STATED PROBLEM:
Return each line of the data below verbatim; pictures are to be left out.

++++++++++++++++++++

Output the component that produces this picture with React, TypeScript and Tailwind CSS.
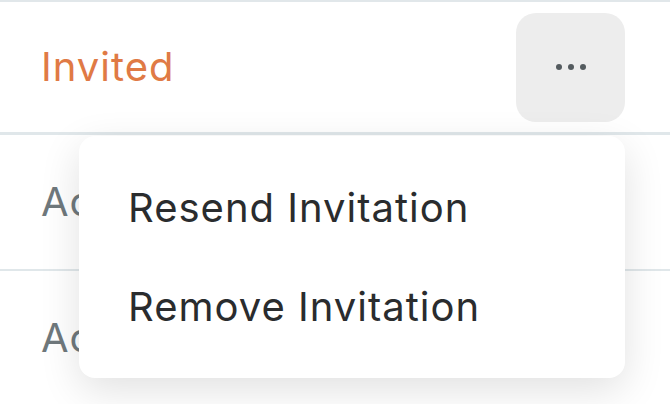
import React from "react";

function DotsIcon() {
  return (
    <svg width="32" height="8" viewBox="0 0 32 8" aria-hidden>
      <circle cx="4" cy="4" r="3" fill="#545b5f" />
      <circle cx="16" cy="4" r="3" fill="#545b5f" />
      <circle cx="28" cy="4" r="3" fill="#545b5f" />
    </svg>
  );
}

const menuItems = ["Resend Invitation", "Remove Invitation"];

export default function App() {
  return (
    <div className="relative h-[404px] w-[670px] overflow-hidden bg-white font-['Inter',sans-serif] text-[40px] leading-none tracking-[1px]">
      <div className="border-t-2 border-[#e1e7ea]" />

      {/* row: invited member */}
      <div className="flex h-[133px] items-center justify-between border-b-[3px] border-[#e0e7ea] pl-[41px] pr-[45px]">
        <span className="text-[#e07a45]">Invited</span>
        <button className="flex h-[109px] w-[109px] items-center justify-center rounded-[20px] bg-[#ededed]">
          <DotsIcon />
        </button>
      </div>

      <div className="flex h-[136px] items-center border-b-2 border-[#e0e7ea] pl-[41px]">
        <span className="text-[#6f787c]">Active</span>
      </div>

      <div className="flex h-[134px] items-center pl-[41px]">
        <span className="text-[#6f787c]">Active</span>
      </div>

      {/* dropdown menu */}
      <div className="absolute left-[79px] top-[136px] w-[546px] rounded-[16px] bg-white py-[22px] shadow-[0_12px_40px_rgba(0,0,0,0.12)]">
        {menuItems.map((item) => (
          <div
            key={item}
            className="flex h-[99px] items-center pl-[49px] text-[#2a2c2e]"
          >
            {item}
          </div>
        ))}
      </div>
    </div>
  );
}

++++++++++++++++++++

FULL ANSWER:
Output the component that produces this picture with React, TypeScript and Tailwind CSS.
import React from "react";

function DotsIcon() {
  return (
    <svg width="32" height="8" viewBox="0 0 32 8" aria-hidden>
      <circle cx="4" cy="4" r="3" fill="#545b5f" />
      <circle cx="16" cy="4" r="3" fill="#545b5f" />
      <circle cx="28" cy="4" r="3" fill="#545b5f" />
    </svg>
  );
}

const menuItems = ["Resend Invitation", "Remove Invitation"];

export default function App() {
  return (
    <div className="relative h-[404px] w-[670px] overflow-hidden bg-white font-['Inter',sans-serif] text-[40px] leading-none tracking-[1px]">
      <div className="border-t-2 border-[#e1e7ea]" />

      {/* row: invited member */}
      <div className="flex h-[133px] items-center justify-between border-b-[3px] border-[#e0e7ea] pl-[41px] pr-[45px]">
        <span className="text-[#e07a45]">Invited</span>
        <button className="flex h-[109px] w-[109px] items-center justify-center rounded-[20px] bg-[#ededed]">
          <DotsIcon />
        </button>
      </div>

      <div className="flex h-[136px] items-center border-b-2 border-[#e0e7ea] pl-[41px]">
        <span className="text-[#6f787c]">Active</span>
      </div>

      <div className="flex h-[134px] items-center pl-[41px]">
        <span className="text-[#6f787c]">Active</span>
      </div>

      {/* dropdown menu */}
      <div className="absolute left-[79px] top-[136px] w-[546px] rounded-[16px] bg-white py-[22px] shadow-[0_12px_40px_rgba(0,0,0,0.12)]">
        {menuItems.map((item) => (
          <div
            key={item}
            className="flex h-[99px] items-center pl-[49px] text-[#2a2c2e]"
          >
            {item}
          </div>
        ))}
      </div>
    </div>
  );
}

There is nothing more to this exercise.